New build and retrofit social housing properties featuring Kensa’s Shared Ground Loop Arrays are eligible for 20 years of guaranteed income from the Non Domestic RHI, and in addition may benefit from further support via the HCA and ECO grants.


The Non Domestic stream of the RHI is far more favorable and rewarding for retrofit social housing compared to the Domestic stream; the Domestic Renewable Heat Incentive (RHI) is structured in such a way that it fails to adequately support retrofit social housing, nor is it available to new builds.

A significant and unique opportunity therefore exists for new build and retrofit social housing schemes with the Non Domestic RHI; Kensa’s micro district ground source heat network solution offers the answer.

The Department for Business, Energy and Industrial Strategy (BEIS) has confirmed that Kensa’s innovative ambient-temperature Shared Ground Loop Arrays – where an individual ground source heat pump is installed inside each property and linked to a communal ground array – qualifies as a heat network system (district heating) and thus is eligible for the non domestic RHI.



All non domestic RHI payments are paid to the landlord or the entity deemed as the system owner; they are index-linked for twenty years.  These payments are based on the deemed heat consumption taken from the property’s Energy Performance Certificate, eliminates the cost of metering/communications equipment and also provides certainty about the payment levels.

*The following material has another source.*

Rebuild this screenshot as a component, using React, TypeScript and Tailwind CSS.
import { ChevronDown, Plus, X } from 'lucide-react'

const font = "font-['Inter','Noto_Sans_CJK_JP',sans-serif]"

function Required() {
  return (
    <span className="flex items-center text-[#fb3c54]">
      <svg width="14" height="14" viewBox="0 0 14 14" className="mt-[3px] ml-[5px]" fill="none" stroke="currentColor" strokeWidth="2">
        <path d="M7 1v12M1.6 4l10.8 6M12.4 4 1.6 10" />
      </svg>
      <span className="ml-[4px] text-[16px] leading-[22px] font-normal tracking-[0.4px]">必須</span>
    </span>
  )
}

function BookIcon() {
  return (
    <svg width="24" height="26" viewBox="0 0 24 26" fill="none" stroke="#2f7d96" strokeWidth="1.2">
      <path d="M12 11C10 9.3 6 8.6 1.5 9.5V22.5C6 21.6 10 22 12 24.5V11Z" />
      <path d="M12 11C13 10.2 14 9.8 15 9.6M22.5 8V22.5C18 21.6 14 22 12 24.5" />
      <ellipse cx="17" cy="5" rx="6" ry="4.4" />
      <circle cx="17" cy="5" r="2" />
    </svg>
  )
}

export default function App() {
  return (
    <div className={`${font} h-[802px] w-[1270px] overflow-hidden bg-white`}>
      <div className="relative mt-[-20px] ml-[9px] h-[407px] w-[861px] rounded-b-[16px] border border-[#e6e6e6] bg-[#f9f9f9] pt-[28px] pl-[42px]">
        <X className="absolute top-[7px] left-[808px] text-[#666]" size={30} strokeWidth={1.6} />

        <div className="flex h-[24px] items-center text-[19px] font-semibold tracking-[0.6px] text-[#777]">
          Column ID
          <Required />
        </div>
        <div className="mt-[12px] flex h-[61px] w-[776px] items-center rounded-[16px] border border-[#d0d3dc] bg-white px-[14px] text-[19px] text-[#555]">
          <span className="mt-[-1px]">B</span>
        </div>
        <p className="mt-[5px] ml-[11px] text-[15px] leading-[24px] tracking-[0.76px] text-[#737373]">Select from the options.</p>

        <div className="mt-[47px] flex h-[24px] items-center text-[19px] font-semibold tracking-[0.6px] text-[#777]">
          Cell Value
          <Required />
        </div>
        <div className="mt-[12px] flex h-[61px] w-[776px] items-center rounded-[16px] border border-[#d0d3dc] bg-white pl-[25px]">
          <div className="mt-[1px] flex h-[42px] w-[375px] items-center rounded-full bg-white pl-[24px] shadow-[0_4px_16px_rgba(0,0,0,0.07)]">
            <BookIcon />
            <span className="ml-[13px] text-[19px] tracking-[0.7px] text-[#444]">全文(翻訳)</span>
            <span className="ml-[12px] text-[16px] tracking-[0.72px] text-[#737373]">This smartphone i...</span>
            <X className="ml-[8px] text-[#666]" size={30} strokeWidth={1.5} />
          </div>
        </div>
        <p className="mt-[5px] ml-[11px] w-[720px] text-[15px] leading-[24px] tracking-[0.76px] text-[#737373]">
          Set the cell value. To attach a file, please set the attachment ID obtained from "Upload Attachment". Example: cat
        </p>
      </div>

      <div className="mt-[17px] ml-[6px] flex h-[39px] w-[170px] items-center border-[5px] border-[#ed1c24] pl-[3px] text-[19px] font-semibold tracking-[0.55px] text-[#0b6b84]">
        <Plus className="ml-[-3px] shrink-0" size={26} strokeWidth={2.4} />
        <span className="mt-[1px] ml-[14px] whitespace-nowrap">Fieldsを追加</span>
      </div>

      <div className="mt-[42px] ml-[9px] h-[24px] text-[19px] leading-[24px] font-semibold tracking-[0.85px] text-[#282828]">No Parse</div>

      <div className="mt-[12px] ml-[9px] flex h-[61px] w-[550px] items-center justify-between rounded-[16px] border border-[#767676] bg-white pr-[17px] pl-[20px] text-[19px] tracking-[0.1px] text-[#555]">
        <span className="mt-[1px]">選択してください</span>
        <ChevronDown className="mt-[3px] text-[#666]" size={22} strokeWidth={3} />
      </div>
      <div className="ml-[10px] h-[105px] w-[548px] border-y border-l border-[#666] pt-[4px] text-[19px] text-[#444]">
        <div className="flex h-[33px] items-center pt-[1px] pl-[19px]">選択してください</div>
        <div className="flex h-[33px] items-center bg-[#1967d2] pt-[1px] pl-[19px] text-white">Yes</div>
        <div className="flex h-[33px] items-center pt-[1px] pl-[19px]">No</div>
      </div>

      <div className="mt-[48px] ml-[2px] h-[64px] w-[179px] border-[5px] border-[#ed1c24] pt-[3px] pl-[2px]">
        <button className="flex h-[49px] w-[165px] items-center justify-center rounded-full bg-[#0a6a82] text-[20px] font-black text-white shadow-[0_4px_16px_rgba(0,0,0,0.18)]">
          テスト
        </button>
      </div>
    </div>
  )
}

In new build developments, Ofgem and the HCA have confirmed that the non domestic RHI can also be paid even if the development has benefited from an HCA grant.

In retrofit schemes, the solution also complies with the definitions of a heat network system under the Energy Company Obligation (ECO), which provides a capital subsidy towards the system investment costs, based upon the amount of CO2 savings made. Kensa has arrangements in place with several of the largest energy suppliers to provide ECO funding to social housing Shared Ground Loop Array schemes.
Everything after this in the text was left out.